Restless Nights

My family has always called me a night owl. My college roommates would concur. My children have actually come in and yelled at me for keeping them awake (or waking them up) by typing in the middle of the night. In my California days, I consulted with a nutritionist who said I had the most whacked out Circadian rhythm she’s ever seen.

I don’t sleep well at night.

There are different types of insomnia, but essentially there’s the kind that means it is hard to get to sleep and the kind where you fall asleep but once you wake up, you can’t go back to sleep. I have both of those. Yeah, it’s a b*$ch. And I’ve had it all my life, as near as I can tell. It gets worse if I am worried or anxious about something. And even worse if I’m sick or having any sort of pain. Pregnancy was a ton of fun!

If I am allowed to, my best hours of sleep are when the world doesn’t want me to — between 7am and 10 am. And my most productive hours are between 10pm and 2am. Not really a terrific schedule for work or a mother. So I cope. And I sleep very little, something I’m used to.

But sometimes my body really rebels and I get virtually no sleep.
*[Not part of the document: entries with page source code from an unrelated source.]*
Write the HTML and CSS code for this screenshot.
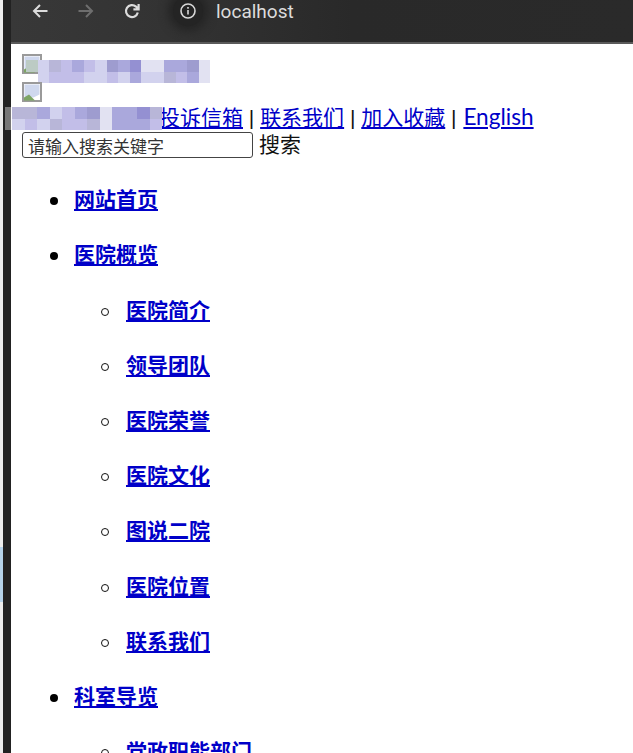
FILE: index.html
```html
<!DOCTYPE html>
<html lang="zh-CN">
<head>
  <meta charset="UTF-8">
  <title>localhost</title>
  <link rel="stylesheet" href="styles.css">
</head>
<body>
  <div class="window-edge">
    <div class="edge-light">
      <div class="edge-blue"></div>
    </div>
    <div class="edge-dark">
      <div class="edge-grey"></div>
    </div>
  </div>

  <div class="window">
    <div class="toolbar">
      <svg class="tool-icon" viewBox="0 0 16 16"><path d="M15.5 8H2M8 2L2 8l6 6"/></svg>
      <svg class="tool-icon tool-off" viewBox="0 0 16 16"><path d="M.5 8H14M8 2l6 6-6 6"/></svg>
      <svg class="tool-icon tool-reload" viewBox="0 0 16 16"><path d="M13.8 9.5A6 6 0 1 1 12 3.6L14 5.8M14.6 1V6.4H9.4"/></svg>
      <span class="site-info">
        <svg class="info-icon" viewBox="0 0 16 16"><circle cx="8" cy="8" r="7"/><path d="M8 7v4.5M8 4v1.8"/></svg>
      </span>
      <span class="address">localhost</span>
    </div>

    <div class="page">
      <div class="logo-row">
        <svg class="broken-img" viewBox="0 0 20 20"><path class="img-page" d="M1 1h18v18H1z"/><path class="img-sky" d="M2.5 2.5h15v10l-6 3h-9z"/><path class="img-hill" d="M2 18.5v-3l5-3 6 6z"/></svg>
        <div class="mosaic mosaic-logo">
          <i class="sg"></i><i class="s1"></i><i class="s3"></i><i class="s2"></i><i class="s4"></i><i class="s2"></i><i class="s1"></i><i class="s5"></i><i class="s4"></i><i class="s6"></i><i class="s0"></i><i class="s0"></i><i class="s4"></i><i class="s4"></i><i class="s5"></i><i class="s0"></i>
          <i></i><i class="s1"></i><i class="s2"></i><i class="s2"></i><i class="s2"></i><i class="s1"></i><i class="s1"></i><i class="s2"></i><i class="s1"></i><i class="s4"></i><i class="s1"></i><i class="s1"></i><i class="s3"></i><i class="s2"></i><i class="s4"></i><i class="s0"></i>
        </div>
      </div>
      <div class="logo-row logo-second">
        <svg class="broken-img" viewBox="0 0 20 20"><path class="img-page" d="M1 1h18v18H1z"/><path class="img-sky" d="M2.5 2.5h15v10l-6 3h-9z"/><path class="img-hill" d="M2 18.5v-3l5-3 6 6z"/></svg>
      </div>

      <div class="top-links">
        <div class="mosaic mosaic-links">
          <i class="s3"></i><i class="s3"></i><i class="s4"></i><i class="s1"></i><i class="s2"></i><i class="s4"></i><i class="s5"></i><i class="s0"></i><i class="s4"></i><i class="s4"></i><i class="s6"></i><i class="s3"></i>
          <i class="s1"></i><i class="s2"></i><i class="s1"></i><i class="s3"></i><i class="s2"></i><i class="s2"></i><i class="s3"></i><i class="s0"></i><i class="s4"></i><i class="s4"></i><i class="s4"></i><i class="s2"></i>
        </div><a href="#">投诉信箱</a> | <a href="#">联系我们</a> | <a href="#">加入收藏</a> | <a href="#" class="lang-link">English</a>
      </div>

      <div class="search-row">
        <input type="text" class="search-input" placeholder="请输入搜索关键字">
        <span>搜索</span>
      </div>

      <ul class="nav">
        <li><h3><a href="#">网站首页</a></h3></li>
        <li>
          <h3><a href="#">医院概览</a></h3>
          <ul>
            <li><h3><a href="#">医院简介</a></h3></li>
            <li><h3><a href="#">领导团队</a></h3></li>
            <li><h3><a href="#">医院荣誉</a></h3></li>
            <li><h3><a href="#">医院文化</a></h3></li>
            <li><h3><a href="#">图说二院</a></h3></li>
            <li><h3><a href="#">医院位置</a></h3></li>
            <li><h3><a href="#">联系我们</a></h3></li>
          </ul>
        </li>
        <li>
          <h3><a href="#">科室导览</a></h3>
          <ul>
            <li><h3><a href="#">党政职能部门</a></h3></li>
          </ul>
        </li>
      </ul>
    </div>
  </div>
</body>
</html>
```

FILE: styles.css
```css
html, body {
  margin: 0;
  padding: 0;
  height: 753px;
  overflow: hidden;
}

body {
  display: flex;
  font-family: "Liberation Sans", "Noto Sans CJK SC", sans-serif;
  font-size: 21px;
  background-color: #fff;
  color: #111;
}

/* left edge of the captured window */
.window-edge {
  display: flex;
  flex: 0 0 11px;
}

.edge-light {
  flex: 0 0 3px;
  padding-top: 547px;
  background-color: #ececec;
}

.edge-blue {
  height: 55px;
  background-color: #b5d3ea;
}

.edge-dark {
  flex: 1;
  padding-top: 107px;
  background-color: #222;
}

.edge-grey {
  height: 23px;
  margin-left: 2px;
  background-color: #777;
}

.window {
  flex: 1;
  min-width: 0;
}

.toolbar {
  display: flex;
  align-items: center;
  height: 44px;
  padding-left: 21px;
  padding-bottom: 20px;
  box-sizing: border-box;
  background: linear-gradient(to right, #383838, #333 25%, #292929 55%, #2a2a2a);
  border-bottom: 2px solid #5a5a5a;
  color: #ddd;
}

.tool-icon {
  width: 16px;
  height: 16px;
  margin-right: 30px;
  fill: none;
  stroke: #dcdcdc;
  stroke-width: 2;
}

.tool-off {
  stroke: #6e6e6e;
}

.tool-reload {
  stroke-width: 2.2;
}

.site-info {
  display: flex;
  align-items: center;
  justify-content: center;
  width: 30px;
  height: 30px;
  margin-left: 3px;
  border-radius: 50%;
  background-color: #242424;
  box-shadow: 0 0 10px 5px #242424;
}

.info-icon {
  width: 16px;
  height: 16px;
  fill: none;
  stroke: #d8d8d8;
  stroke-width: 1.6;
}

.address {
  margin-left: 13px;
  font-family: "Roboto", sans-serif;
  font-size: 19px;
  color: #dcdcdc;
}

.page {
  padding: 10px 11px 0;
}

.logo-row {
  display: flex;
  height: 28px;
}

.logo-second {
  height: 23px;
}

.broken-img {
  flex: none;
  width: 20px;
  height: 20px;
}

.img-page {
  fill: #fff;
  stroke: #9a9a9a;
  stroke-width: 2;
}

.img-sky {
  fill: #cfd8ee;
}

.img-hill {
  fill: #7da565;
}

.mosaic {
  display: grid;
  grid-template-columns: repeat(16, 11.5px);
  grid-auto-rows: 11.5px;
}

.mosaic-logo {
  margin: 6px 0 0 -16px;
}

.mosaic-links {
  display: inline-grid;
  grid-template-columns: repeat(12, 12.5px);
  vertical-align: bottom;
  position: relative;
  margin: 0 -3px 0 -10px;
}

.s0 { background-color: #e2e2f2; }
.s1 { background-color: #d2d2ee; }
.s2 { background-color: #c2bee8; }
.s3 { background-color: #b8b6d8; }
.s4 { background-color: #aaa8dc; }
.s5 { background-color: #9e9ccf; }
.s6 { background-color: #9490d2; }
.sg { background-color: #bccbc4; }

.top-links {
  height: 27px;
  line-height: 24px;
  white-space: nowrap;
}

.lang-link {
  margin-left: 1px;
  font-family: "Lato", sans-serif;
  font-size: 22.6px;
}

.search-row {
  display: flex;
  align-items: flex-start;
  gap: 6px;
  height: 25px;
  line-height: 26px;
}

.search-input {
  flex: none;
  width: 231px;
  height: 26px;
  padding: 0 5px;
  box-sizing: border-box;
  border: 1px solid #444;
  border-radius: 3px;
  font-family: "Noto Sans CJK SC", sans-serif;
  font-size: 17px;
}

.search-input::placeholder {
  color: #333;
  opacity: 1;
}

.nav, .nav ul {
  margin: 0;
  padding-left: 52px;
  list-style: none;
}

.nav h3 {
  position: relative;
  margin: 31.2px 0;
  font-size: 21px;
  line-height: 24px;
}

/* bullets: larger than the browser's own at this size */
.nav h3::before {
  content: "";
  position: absolute;
  left: -24px;
  top: 9px;
  width: 8px;
  height: 8px;
  border-radius: 50%;
  background-color: #000;
}

.nav ul h3::before {
  left: -25px;
  box-sizing: border-box;
  border: 1.5px solid #111;
  background-color: #fff;
}

a {
  color: #0000c8;
}
```
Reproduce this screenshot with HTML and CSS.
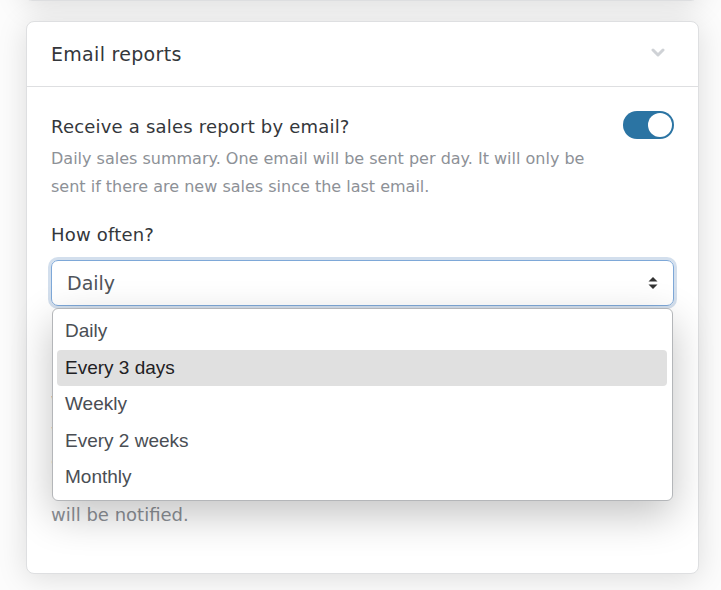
FILE: index.html
```html
<!DOCTYPE html>
<html lang="en">
<head>
    <meta charset="UTF-8">
    <meta name="viewport" content="width=device-width, initial-scale=1.0">
    <title>Settings</title>
    <link rel="stylesheet" href="styles.css">
</head>
<body>
    <!-- Previous panel, scrolled mostly out of view -->
    <div class="card card-prev"></div>

    <div class="card">
        <div class="card-header">
            <h2>Email reports</h2>
            <svg class="chevron" width="14" height="10" viewBox="0 0 14 10">
                <path d="M2 2 L7 7 L12 2" fill="none" stroke="#cfd2d6" stroke-width="3" stroke-linecap="round" stroke-linejoin="round"/>
            </svg>
        </div>

        <div class="card-body">
            <div class="setting-row">
                <div class="setting-text">
                    <div class="setting-label">Receive a sales report by email?</div>
                    <p class="setting-desc">Daily sales summary. One email will be sent per day. It will only be sent if there are new sales since the last email.</p>
                </div>
                <span class="toggle on"><span class="knob"></span></span>
            </div>

            <div class="field">
                <div class="setting-label">How often?</div>
                <div class="select-wrap">
                    <div class="select">
                        <span>Daily</span>
                        <svg class="arrows" width="10" height="14" viewBox="0 0 10 14">
                            <path d="M5 1 L9.5 5.5 L0.5 5.5 Z" fill="#333"/>
                            <path d="M5 13 L9.5 8.5 L0.5 8.5 Z" fill="#333"/>
                        </svg>
                    </div>

                    <!-- Open dropdown -->
                    <ul class="dropdown">
                        <li>Daily</li>
                        <li class="hover">Every 3 days</li>
                        <li>Weekly</li>
                        <li>Every 2 weeks</li>
                        <li>Monthly</li>
                    </ul>
                </div>
            </div>

            <!-- Mostly covered by the open dropdown -->
            <div class="field notify">
                <div class="setting-label">Notify staff members?</div>
                <p class="setting-desc big">When a report is sent, staff members<br>who have access to the sales page<br>and have opted in to reports<br>by email in their own profile<br>will be notified.</p>
            </div>
        </div>
    </div>
</body>
</html>
```

FILE: styles.css
```css
/* Basic reset */
* {
    margin: 0;
    padding: 0;
    box-sizing: border-box;
}

body {
    background-color: #fcfcfc;
    font-family: 'DejaVu Sans', 'Open Sans', sans-serif;
    color: #34373b;
    padding: 0 22px 0 26px;
}

/* Panels */
.card {
    background: #fff;
    border: 1px solid #dedfe1;
    border-radius: 8px;
    box-shadow: 0 4px 30px rgba(0, 0, 0, 0.13);
    margin-bottom: 20px;
}

.card-prev {
    height: 40px;
    margin-top: -39px;
    margin-left: -2px;
}

.card-header {
    height: 65px;
    display: flex;
    align-items: center;
    justify-content: space-between;
    padding: 0 33px 0 24px;
    border-bottom: 1px solid #dedfe1;
}

.card-header h2 {
    font-size: 19px;
    font-weight: 400;
    letter-spacing: 0.3px;
    color: #34373b;
}

.chevron {
    margin-top: -2px;
}

.card-body {
    padding: 26px 24px 44px 24px;
}

/* Toggle row */
.setting-row {
    display: flex;
    justify-content: space-between;
    align-items: flex-start;
    gap: 24px;
}

.setting-text {
    max-width: 560px;
}

.setting-label {
    font-size: 18px;
    letter-spacing: 0.2px;
    line-height: 28px;
    color: #34373b;
}

.setting-desc {
    font-size: 16px;
    line-height: 28px;
    color: #8d9197;
    margin-top: 4px;
}

.setting-desc.big {
    font-size: 18px;
}

.toggle {
    flex: none;
    width: 51px;
    height: 28px;
    border-radius: 14px;
    background: #2b74a3;
    margin-top: -2px;
    display: flex;
    align-items: center;
    justify-content: flex-end;
    padding: 2px;
}

.toggle .knob {
    width: 24px;
    height: 24px;
    border-radius: 50%;
    background: #fff;
}

/* Select field */
.field {
    margin-top: 20px;
}

.field.notify {
    margin-top: 51px;
}

.select-wrap {
    position: relative;
    margin-top: 11px;
}

.select {
    height: 46px;
    border: 1px solid #7ea8d8;
    border-radius: 7px;
    box-shadow: 0 0 0 3px rgba(128, 164, 204, 0.35);
    display: flex;
    align-items: center;
    justify-content: space-between;
    padding: 0 15px 0 15px;
    font-size: 19px;
    color: #50545a;
}

.dropdown {
    position: absolute;
    top: 48px;
    left: 1px;
    right: 1px;
    list-style: none;
    background: #fff;
    border: 1px solid #b4b6b9;
    border-radius: 6px;
    padding: 4px 5px 4px 4px;
    box-shadow: 0 14px 40px rgba(0, 0, 0, 0.24);
    font-family: 'Liberation Sans', Arial, sans-serif;
    font-size: 19px;
    color: #4a4e54;
    z-index: 10;
}

.dropdown li {
    height: 36.6px;
    line-height: 36.6px;
    padding-left: 8px;
    border-radius: 4px;
}

.dropdown li.hover {
    background: #e0e0e0;
    color: #1f2124;
}
```
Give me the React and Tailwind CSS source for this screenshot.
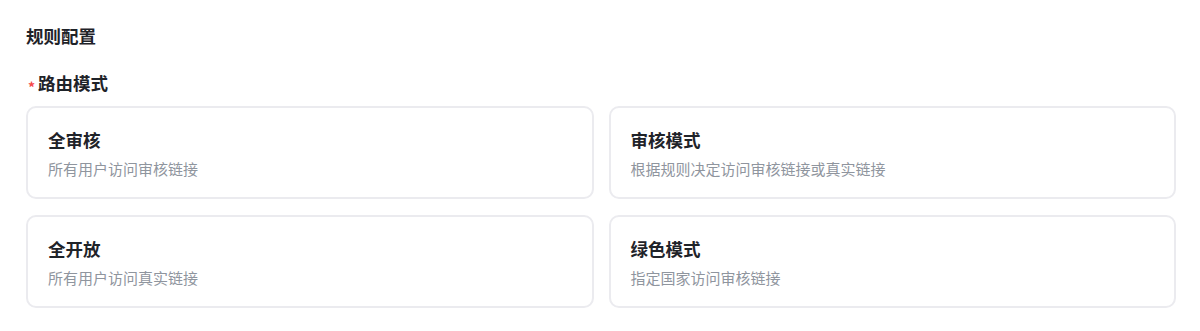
export default function App() {
  const cards = [
    { t: "全审核", d: "所有用户访问审核链接" },
    { t: "审核模式", d: "根据规则决定访问审核链接或真实链接" },
    { t: "全开放", d: "所有用户访问真实链接" },
    { t: "绿色模式", d: "指定国家访问审核链接" },
  ];
  return (
    <div
      className="w-[1200px] h-[331px] bg-white pl-[26px] pr-[24px] pt-[24px]"
      style={{ fontFamily: '"Noto Sans CJK SC", "Noto Sans", sans-serif' }}
    >
      <div className="text-[17.5px] leading-[24px] font-semibold text-[#1f2329]">规则配置</div>
      <div className="mt-[23px] flex items-center h-[24px] text-[17.5px] font-semibold text-[#1f2329]">
        <span className="text-[#f5484a] text-[14px] mr-[3px] ml-[2px] mt-[7px] leading-none">*</span>
        <span className="leading-[24px]">路由模式</span>
      </div>
      <div className="mt-[11px] grid grid-cols-2 gap-x-[15px] gap-y-[16px]">
        {cards.map((c) => (
          <div
            key={c.t}
            className="h-[93px] rounded-[10px] border-2 border-[#ebebef] px-[20px] pt-[19px]"
          >
            <div className="text-[17.5px] leading-[25px] font-semibold text-[#1f2329]">{c.t}</div>
            <div className="mt-[6px] text-[15px] leading-[21px] text-[#8f959e]">{c.d}</div>
          </div>
        ))}
      </div>
    </div>
  );
}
The clock keeps going by and I watch as it is 3am, 4am, 5am, 6am, my mind and body tensing as I know I will be a grouch with no sleep, and yet I know the day is about to start. This week has been one of those weeks.

Over the years I’ve talked to various doctors about it, who sort of shrug their shoulders, tell me to exercise more, cut out caffeine, maybe prescribe a sleeping pill. This is the year I’ve decided I can’t live this way any more. This is the year I’m going to hunt down someone who really understands this kind of a problem and helps me find a better way.